A história de Tony Scott chegaria a um triste desfecho em 19 de agosto de 2012, quando ele cometeu suicídio ao pular da ponte Vincent Thomas, uma das maiores pontes pênsil da California, que liga as cidades de San Pedro e Los Angeles, sumindo logo a seguir nas águas geladas daquela noite. Era um cara tímido e fechado, que sempre era visto nos sets de filmagem com o seu surradíssimo bonezinho vermelho de baseball, e estava em seu terceiro casamento. Uma irreparável perda.
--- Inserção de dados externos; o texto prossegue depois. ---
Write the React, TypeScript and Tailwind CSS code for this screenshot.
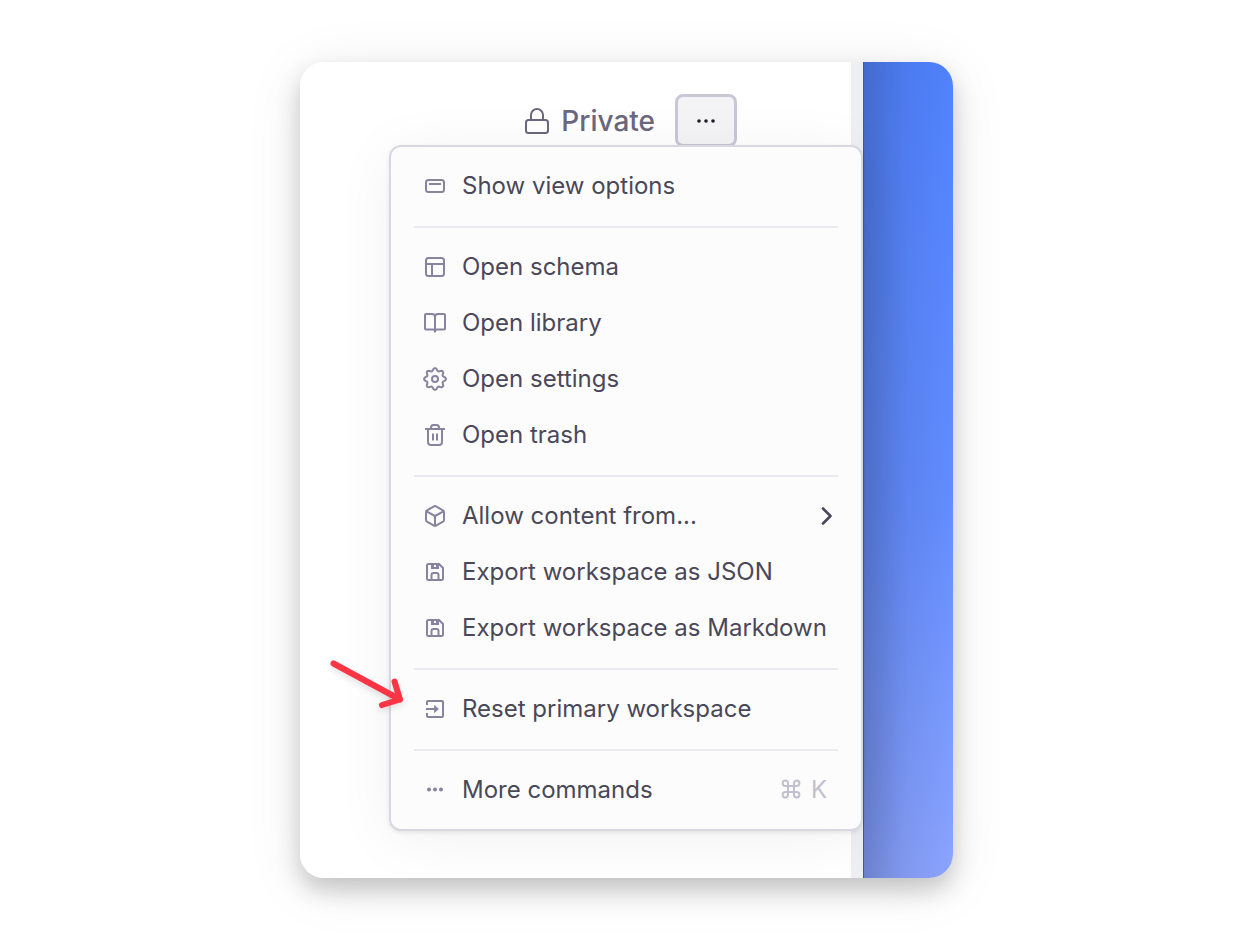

Já o seu irmão mais velho, o renomado Ridley Scott (condecorado 'Sir Ridley Leighton Scott' pela Ordem do Império Britânico, em 2003) sempre foi considerado mais agressivo e "pomposo", dono de algumas declarações até polêmicas, e possui uma carreira cinematográfica ainda mais famosa e aclamada do que a de Tony. Basta alinharmos aqui os nomes de películas dele que são consideradas 3 obras-primas incontestáveis da sétima arte, para se ter uma noção: Alien, o 8º Passageiro (1979), Blade Runner, o Caçador de Andróides (1982), e Gladiador (2000). Simplesmente isso. 

Blade Runner (1982)

Mas tem mais, muito mais no currículo de Sir Ridley - que tal dizer que foi ele quem comandou A Lenda (também com Tom Cruise, 1985), Thelma & Louise (1991), Black Hawk Down - Falcão Negro em Perigo (2001) e Robin Hood (com Russel Crowe, 2010)?
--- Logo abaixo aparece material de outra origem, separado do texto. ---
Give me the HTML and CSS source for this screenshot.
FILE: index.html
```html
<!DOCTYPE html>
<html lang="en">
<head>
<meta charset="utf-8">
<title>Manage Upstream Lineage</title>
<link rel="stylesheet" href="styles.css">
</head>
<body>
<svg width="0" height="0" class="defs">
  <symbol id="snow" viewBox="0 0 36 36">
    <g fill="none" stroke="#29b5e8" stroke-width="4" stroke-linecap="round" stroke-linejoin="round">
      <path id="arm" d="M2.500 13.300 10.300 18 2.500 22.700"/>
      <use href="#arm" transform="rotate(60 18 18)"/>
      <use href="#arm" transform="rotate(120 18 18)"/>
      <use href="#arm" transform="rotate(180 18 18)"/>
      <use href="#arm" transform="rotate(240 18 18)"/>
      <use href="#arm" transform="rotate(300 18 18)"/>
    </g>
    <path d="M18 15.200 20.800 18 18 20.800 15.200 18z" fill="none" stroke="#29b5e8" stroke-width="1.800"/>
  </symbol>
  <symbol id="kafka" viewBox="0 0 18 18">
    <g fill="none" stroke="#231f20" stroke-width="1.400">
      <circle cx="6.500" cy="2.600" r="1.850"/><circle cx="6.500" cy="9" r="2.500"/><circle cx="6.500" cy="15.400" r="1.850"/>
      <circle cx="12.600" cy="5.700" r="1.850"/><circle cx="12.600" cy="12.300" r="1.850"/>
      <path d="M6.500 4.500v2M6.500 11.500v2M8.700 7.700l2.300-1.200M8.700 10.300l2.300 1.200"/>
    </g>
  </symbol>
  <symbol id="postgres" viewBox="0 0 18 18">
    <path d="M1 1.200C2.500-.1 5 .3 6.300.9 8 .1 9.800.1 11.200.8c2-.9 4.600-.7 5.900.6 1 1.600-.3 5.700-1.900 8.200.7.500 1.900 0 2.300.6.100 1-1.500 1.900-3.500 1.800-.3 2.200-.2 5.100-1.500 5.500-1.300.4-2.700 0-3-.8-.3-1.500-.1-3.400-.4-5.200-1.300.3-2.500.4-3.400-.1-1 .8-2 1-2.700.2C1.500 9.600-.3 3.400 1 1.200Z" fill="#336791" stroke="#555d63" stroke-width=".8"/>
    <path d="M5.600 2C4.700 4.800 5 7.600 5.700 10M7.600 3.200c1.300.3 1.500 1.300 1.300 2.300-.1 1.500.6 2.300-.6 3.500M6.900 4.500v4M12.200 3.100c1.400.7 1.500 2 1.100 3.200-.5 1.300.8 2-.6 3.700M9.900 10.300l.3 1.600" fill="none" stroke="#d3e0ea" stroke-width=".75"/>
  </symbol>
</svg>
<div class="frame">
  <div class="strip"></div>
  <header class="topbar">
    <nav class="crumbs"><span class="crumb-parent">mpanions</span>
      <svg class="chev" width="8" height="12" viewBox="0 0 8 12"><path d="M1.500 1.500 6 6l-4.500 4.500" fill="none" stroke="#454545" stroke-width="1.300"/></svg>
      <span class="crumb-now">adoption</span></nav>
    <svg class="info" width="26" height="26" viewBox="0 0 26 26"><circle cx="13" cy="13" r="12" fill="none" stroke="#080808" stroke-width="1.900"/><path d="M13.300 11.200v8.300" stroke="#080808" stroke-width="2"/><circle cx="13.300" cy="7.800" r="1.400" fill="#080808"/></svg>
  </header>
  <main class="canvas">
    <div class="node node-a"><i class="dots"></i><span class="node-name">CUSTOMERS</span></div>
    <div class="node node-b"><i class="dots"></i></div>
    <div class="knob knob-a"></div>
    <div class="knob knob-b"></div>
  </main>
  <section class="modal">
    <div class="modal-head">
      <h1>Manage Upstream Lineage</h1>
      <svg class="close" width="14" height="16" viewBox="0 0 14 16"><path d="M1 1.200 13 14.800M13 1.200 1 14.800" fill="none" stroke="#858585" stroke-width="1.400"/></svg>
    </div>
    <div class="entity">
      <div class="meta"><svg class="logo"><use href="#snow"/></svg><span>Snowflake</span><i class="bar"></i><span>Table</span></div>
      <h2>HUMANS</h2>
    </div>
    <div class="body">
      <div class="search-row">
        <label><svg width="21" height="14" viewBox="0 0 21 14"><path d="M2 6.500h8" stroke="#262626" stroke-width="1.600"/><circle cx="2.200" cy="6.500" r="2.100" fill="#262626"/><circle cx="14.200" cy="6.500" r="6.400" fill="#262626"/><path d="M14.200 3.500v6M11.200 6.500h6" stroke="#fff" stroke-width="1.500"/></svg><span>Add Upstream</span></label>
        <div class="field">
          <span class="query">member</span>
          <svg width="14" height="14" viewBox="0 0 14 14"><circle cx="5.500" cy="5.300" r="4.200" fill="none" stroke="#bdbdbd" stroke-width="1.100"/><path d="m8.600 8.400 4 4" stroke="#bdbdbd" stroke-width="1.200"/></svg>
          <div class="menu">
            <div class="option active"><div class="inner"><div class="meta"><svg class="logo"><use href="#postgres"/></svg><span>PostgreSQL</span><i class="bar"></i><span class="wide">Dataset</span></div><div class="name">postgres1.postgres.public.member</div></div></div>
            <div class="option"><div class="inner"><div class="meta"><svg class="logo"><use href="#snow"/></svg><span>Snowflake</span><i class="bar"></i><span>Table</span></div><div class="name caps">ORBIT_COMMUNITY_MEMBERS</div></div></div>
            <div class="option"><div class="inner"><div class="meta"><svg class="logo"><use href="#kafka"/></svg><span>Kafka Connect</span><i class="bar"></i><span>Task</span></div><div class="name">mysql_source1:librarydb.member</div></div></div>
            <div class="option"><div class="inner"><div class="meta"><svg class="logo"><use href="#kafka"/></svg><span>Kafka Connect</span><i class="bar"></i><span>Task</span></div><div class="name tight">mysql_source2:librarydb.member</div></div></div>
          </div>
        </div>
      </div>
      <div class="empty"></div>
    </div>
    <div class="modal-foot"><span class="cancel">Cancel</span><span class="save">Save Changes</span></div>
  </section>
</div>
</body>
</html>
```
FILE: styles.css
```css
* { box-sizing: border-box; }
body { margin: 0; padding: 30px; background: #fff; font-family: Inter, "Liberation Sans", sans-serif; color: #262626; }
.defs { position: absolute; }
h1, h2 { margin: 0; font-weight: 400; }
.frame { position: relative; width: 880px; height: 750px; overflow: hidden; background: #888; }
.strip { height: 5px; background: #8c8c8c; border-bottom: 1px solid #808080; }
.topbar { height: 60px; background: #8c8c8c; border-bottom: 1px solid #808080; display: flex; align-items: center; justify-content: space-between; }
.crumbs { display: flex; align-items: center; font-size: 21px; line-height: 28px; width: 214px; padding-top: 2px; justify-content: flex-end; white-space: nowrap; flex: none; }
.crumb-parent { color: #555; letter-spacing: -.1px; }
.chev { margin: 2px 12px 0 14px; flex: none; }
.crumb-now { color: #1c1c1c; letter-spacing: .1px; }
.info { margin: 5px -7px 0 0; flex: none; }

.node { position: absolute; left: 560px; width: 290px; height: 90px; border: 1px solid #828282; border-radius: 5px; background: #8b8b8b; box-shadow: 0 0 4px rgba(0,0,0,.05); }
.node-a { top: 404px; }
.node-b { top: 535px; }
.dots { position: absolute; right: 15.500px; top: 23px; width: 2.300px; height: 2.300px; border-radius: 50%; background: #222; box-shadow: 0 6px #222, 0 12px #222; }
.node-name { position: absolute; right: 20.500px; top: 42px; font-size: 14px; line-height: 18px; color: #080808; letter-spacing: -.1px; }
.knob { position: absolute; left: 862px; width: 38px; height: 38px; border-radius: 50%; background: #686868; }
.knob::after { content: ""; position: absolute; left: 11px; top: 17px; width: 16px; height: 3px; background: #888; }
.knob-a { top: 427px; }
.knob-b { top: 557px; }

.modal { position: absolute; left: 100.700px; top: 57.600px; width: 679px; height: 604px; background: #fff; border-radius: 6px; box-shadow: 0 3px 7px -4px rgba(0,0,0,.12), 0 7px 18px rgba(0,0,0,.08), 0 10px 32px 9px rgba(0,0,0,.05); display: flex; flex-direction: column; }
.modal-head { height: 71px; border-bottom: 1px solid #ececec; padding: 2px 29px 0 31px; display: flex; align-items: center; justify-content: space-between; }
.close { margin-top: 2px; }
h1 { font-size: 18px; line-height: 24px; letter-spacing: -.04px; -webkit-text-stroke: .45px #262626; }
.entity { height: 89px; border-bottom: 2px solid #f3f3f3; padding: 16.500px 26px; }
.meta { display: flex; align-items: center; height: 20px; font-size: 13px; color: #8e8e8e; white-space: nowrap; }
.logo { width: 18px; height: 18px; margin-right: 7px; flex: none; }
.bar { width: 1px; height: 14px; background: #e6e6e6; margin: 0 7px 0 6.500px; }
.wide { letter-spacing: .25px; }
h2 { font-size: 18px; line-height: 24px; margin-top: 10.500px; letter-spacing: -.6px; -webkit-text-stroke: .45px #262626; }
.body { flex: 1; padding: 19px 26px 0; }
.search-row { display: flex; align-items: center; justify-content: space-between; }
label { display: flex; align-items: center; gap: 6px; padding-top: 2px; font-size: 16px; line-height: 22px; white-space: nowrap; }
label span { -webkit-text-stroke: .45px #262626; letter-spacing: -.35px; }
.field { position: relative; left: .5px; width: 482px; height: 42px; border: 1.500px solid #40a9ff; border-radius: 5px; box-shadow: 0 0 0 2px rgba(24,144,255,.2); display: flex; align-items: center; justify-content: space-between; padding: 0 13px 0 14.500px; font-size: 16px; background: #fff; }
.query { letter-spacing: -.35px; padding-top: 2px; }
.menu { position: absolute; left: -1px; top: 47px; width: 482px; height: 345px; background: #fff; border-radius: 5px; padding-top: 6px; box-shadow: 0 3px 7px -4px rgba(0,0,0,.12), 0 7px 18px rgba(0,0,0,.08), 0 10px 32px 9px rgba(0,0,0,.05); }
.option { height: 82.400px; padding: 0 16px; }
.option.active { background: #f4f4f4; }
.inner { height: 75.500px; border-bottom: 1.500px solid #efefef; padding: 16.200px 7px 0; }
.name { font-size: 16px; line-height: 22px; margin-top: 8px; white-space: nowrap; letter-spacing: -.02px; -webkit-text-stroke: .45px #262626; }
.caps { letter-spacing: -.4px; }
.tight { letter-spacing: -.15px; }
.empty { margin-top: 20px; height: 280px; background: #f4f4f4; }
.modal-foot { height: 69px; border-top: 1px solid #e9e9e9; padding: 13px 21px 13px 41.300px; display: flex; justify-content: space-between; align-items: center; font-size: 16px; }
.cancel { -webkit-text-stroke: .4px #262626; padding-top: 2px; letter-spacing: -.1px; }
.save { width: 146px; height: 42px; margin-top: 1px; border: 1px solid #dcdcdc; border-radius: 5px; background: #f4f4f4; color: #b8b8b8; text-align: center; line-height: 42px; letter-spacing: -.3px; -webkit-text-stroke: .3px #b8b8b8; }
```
Eterno apaixonado pelos gêneros de horror e ficção científica, Ridley também acabaria retornando ao arco de histórias do seu extraterrestre de estimação, visto que demonstrava publicamente a sua insatisfação com os filmes que se seguiram como sequências na franquia de seu multimilionário Alien, o original de 1979 - dirigiu Prometheus (2012), e Alien: Covenant (2017), que funcionariam como uma espécie de "prequela" dos eventos do filme de 1979, e que foram recebidos por público e crítica com certas reservas. Mas ok, Ridley pelo menos cumpriu a visão dos desejos que estavam o atormentando, para tentar dizer algo a mais na série que ele mesmo iniciou. 

Alien (1979)

Nos últimos anos, Ridley entrou numa vibe de filmes mais épicos e históricos, e ele acabou criando e lançando a sua contraditória e altamente criticada versão de Napoleão (2023), com o premiado Joaquim Phoenix no papel-título - adaptação que, ao contrário do que muitos esperavam que se aproximasse de algo mais rebuscado, no estilo do que o lendário Stanley Kubrick faria (leia aqui), acabou se revelando um projeto frio e depreciativo de um britânico cavaleiro "Sir Ridley", com notórias inconsistências históricas, que tinha a insuspeita pretensão de rebaixar a imagem do baixinho conquistador e ditador, numa desnecessária tentativa de exacerbar a já antiquada rivalidade entre ingleses e franceses. Algo que provavelmente faria o Capitão Nascimento (da Tropa de Elite) encarar Ridley e falar que ele é moleque, "é moleque!, não é caveira não"...

Sir Ridley Scott agora tenta se redimir e elevar novamente seu cacife com o recente Gladiador 2 (2024), a impensável continuação do seu oscarizado clássico de 2001, com Russel Crowe. Opiniões se dividem, e confesso que ainda não vi. 


Mas Ridley? Putz, cara... Ridley não está nem aí. 

Quisera eu estar no estágio de um cara desses, gênio que já rendeu absurdo para a arte mundial, e pode fazer o que bem der na telha.